Run your program on a platform slow enough that you

  1. care, and
  2. can feel where the problems are.

(Something — I assume a Chrome update — caused Cubes to run more slowly. Over fifteen seconds of startup time is just not fun for debugging, so I went looking for problems. Unfortunately, it wasn't anything straightforwardly bad, but the heaviest thing in the profile was the color-picking while constructing the default blockset, so I optimized that and got the startup down to about six seconds. Still slower than it really ought to be.)

(no subject)

Date: 2012-04-03 00:24 (UTC)
From: [identity profile] atheorist.livejournal.com
There might be a general principle here, something about programmers using their human faculty of empathy with the machine, and that faculty being strained by too great a speed difference.
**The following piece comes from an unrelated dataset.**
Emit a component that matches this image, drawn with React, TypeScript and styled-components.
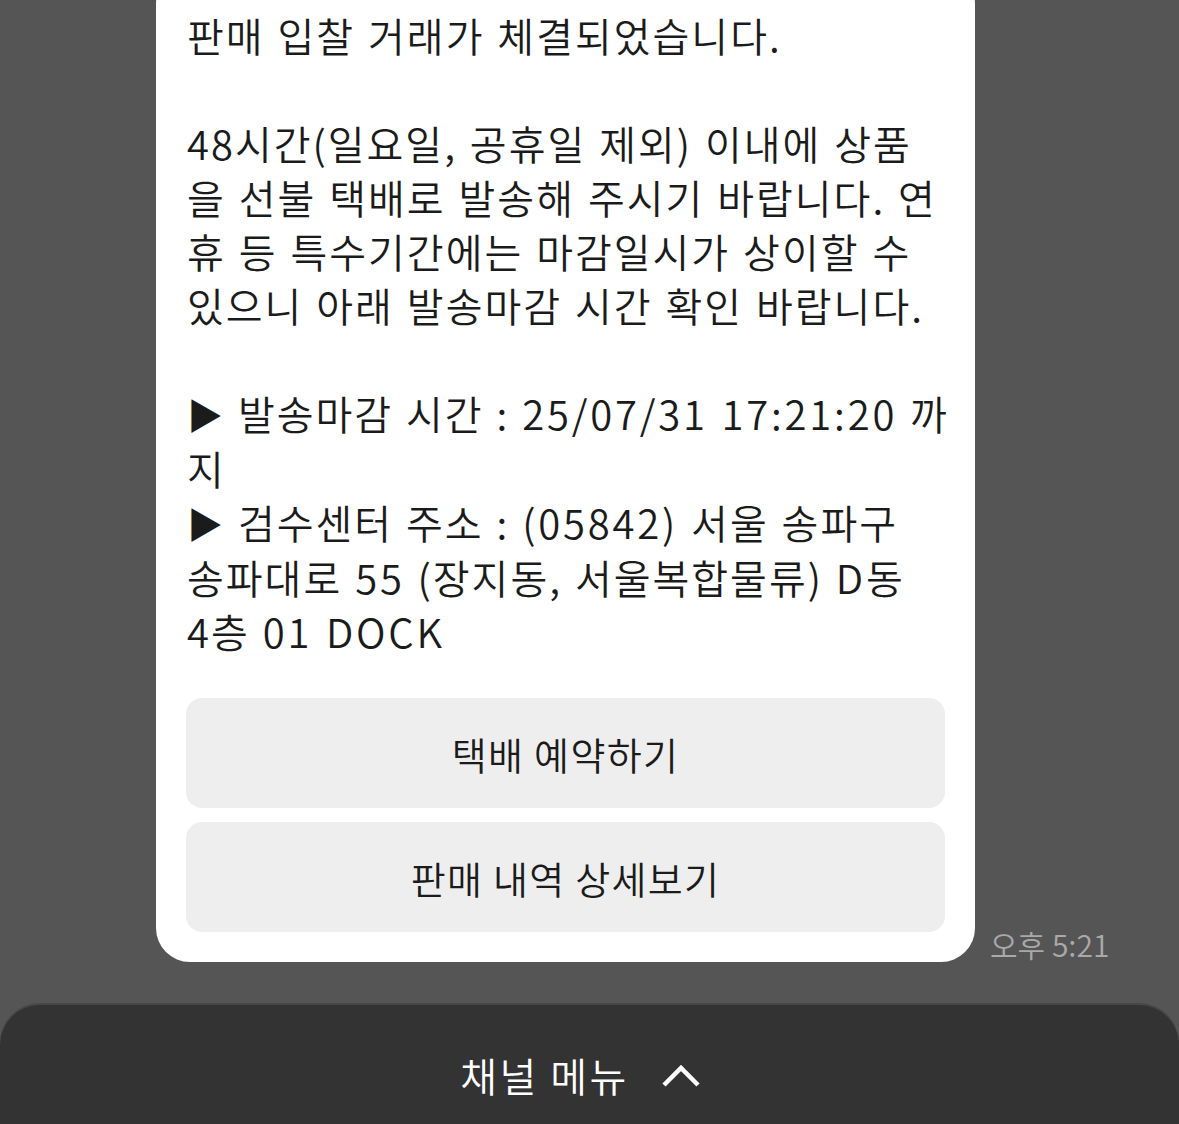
import React from "react";
import styled, { createGlobalStyle } from "styled-components";

const Global = createGlobalStyle`
  html, body { margin: 0; padding: 0; background: #555555; }
  body { font-family: "Noto Sans CJK KR", "Noto Sans", sans-serif; font-weight: 350; -webkit-font-smoothing: antialiased; }
`;

const Page = styled.div`
  width: 1179px;
  height: 1124px;
  overflow: hidden;
  display: flex;
  flex-direction: column;
  background: #555555;
`;

const ChatRow = styled.div`
  display: flex;
  align-items: flex-end;
  gap: 15px;
  padding-left: 156px;
`;

const Card = styled.div`
  width: 819px;
  box-sizing: border-box;
  margin-top: -30px;
  padding: 38px 30px 30px 30px;
  background: #ffffff;
  border-radius: 34px;
  display: flex;
  flex-direction: column;
`;

const Body = styled.div`
  font-size: 40px;
  line-height: 54px;
  letter-spacing: 2px;
  word-spacing: 2px;
  color: #1b1b1b;
  padding-left: 1px;
  margin-bottom: 40px;
`;

const Para = styled.div<{ $gap?: boolean }>`
  margin-bottom: ${(p) => (p.$gap ? "54px" : "0")};
`;

const Line = styled.div`
  white-space: nowrap;
`;

const Latin = styled.span`
  letter-spacing: 2.8px;
`;

const Marker = styled.span`
  font-size: 36px;
  letter-spacing: 0;
  margin-right: 2px;
`;

const Buttons = styled.div`
  display: flex;
  flex-direction: column;
  gap: 14px;
`;

const ActionButton = styled.button`
  height: 110px;
  border: none;
  border-radius: 16px;
  background: #eeeeee;
  color: #1b1b1b;
  font-family: inherit;
  font-weight: inherit;
  font-size: 38px;
  letter-spacing: 1.3px;
  padding: 0;
  cursor: pointer;
`;

const Time = styled.div`
  font-size: 30px;
  line-height: 30px;
  color: #a9a9a9;
  padding-bottom: 3px;
  white-space: nowrap;
`;

const MenuBar = styled.div`
  margin-top: auto;
  height: 119px;
  background: #333333;
  border-radius: 40px 40px 0 0;
  box-shadow: 0 -2px 0 #474747;
  display: flex;
  align-items: center;
  justify-content: center;
  gap: 32px;
  padding-right: 18px;
  padding-top: 20px;
  box-sizing: border-box;
`;

const MenuLabel = styled.span`
  color: #ffffff;
  font-size: 40px;
  letter-spacing: 2.5px;
  line-height: 1;
`;

const Chevron = () => (
  <svg width="40" height="26" viewBox="0 0 40 26" fill="none">
    <polyline points="3,23 20,6 37,23" stroke="#ffffff" strokeWidth="4.5" strokeLinecap="butt" strokeLinejoin="miter" />
  </svg>
);

export default function App() {
  return (
    <>
      <Global />
      <Page>
        <ChatRow>
          <Card>
            <Body>
              <Para $gap>
                <Line>판매 입찰 거래가 체결되었습니다.</Line>
              </Para>
              <Para $gap>
                <Line>48시간(일요일, 공휴일 제외) 이내에 상품</Line>
                <Line>을 선불 택배로 발송해 주시기 바랍니다. 연</Line>
                <Line>휴 등 특수기간에는 마감일시가 상이할 수</Line>
                <Line>있으니 아래 발송마감 시간 확인 바랍니다.</Line>
              </Para>
              <Para>
                <Line><Marker>▶</Marker> 발송마감 시간 : <Latin>25/07/31 17:21:20</Latin> 까</Line>
                <Line>지</Line>
                <Line><Marker>▶</Marker> 검수센터 주소 : <Latin>(05842)</Latin> 서울 송파구</Line>
                <Line>송파대로 <Latin>55</Latin> (장지동, 서울복합물류) <Latin>D</Latin>동</Line>
                <Line>4층 <Latin>01 DOCK</Latin></Line>
              </Para>
            </Body>
            <Buttons>
              <ActionButton>택배 예약하기</ActionButton>
              <ActionButton>판매 내역 상세보기</ActionButton>
            </Buttons>
          </Card>
          <Time>오후 5:21</Time>
        </ChatRow>
        <MenuBar>
          <MenuLabel>채널 메뉴</MenuLabel>
          <Chevron />
        </MenuBar>
      </Page>
    </>
  );
}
"playing machine" is a standard training technique.

(no subject)

Date: 2012-04-03 01:51 (UTC)
From: (Anonymous)
I think this is good advice and we often see it applied backwards: the hardware is so fast that we don't need to care about optimizing stuff which translate to inefficiencies and waste (at least in my book).

(no subject)

Date: 2012-04-03 02:44 (UTC)
From: [identity profile] kpreid.livejournal.com
It is entirely reasonable to not care about microoptimization of infrequently executed code.

(no subject)

Date: 2012-04-07 15:16 (UTC)
From: (Anonymous)
Your dead on the money there!! A few years back I was given the task of optimising fetching data for web site that was timing out during certain requests. I was only able to work on the back-end code not the server processing being done to render the pages.
To the dismay of my manager I complete failed as the real performance killer was a pointless bubble sort in front-end that I couldn't do anything about. Given the hard time I had explaining this to result driven management has made me quite nervous about the putting together data back-ends for frankly graduate level coded front-ends.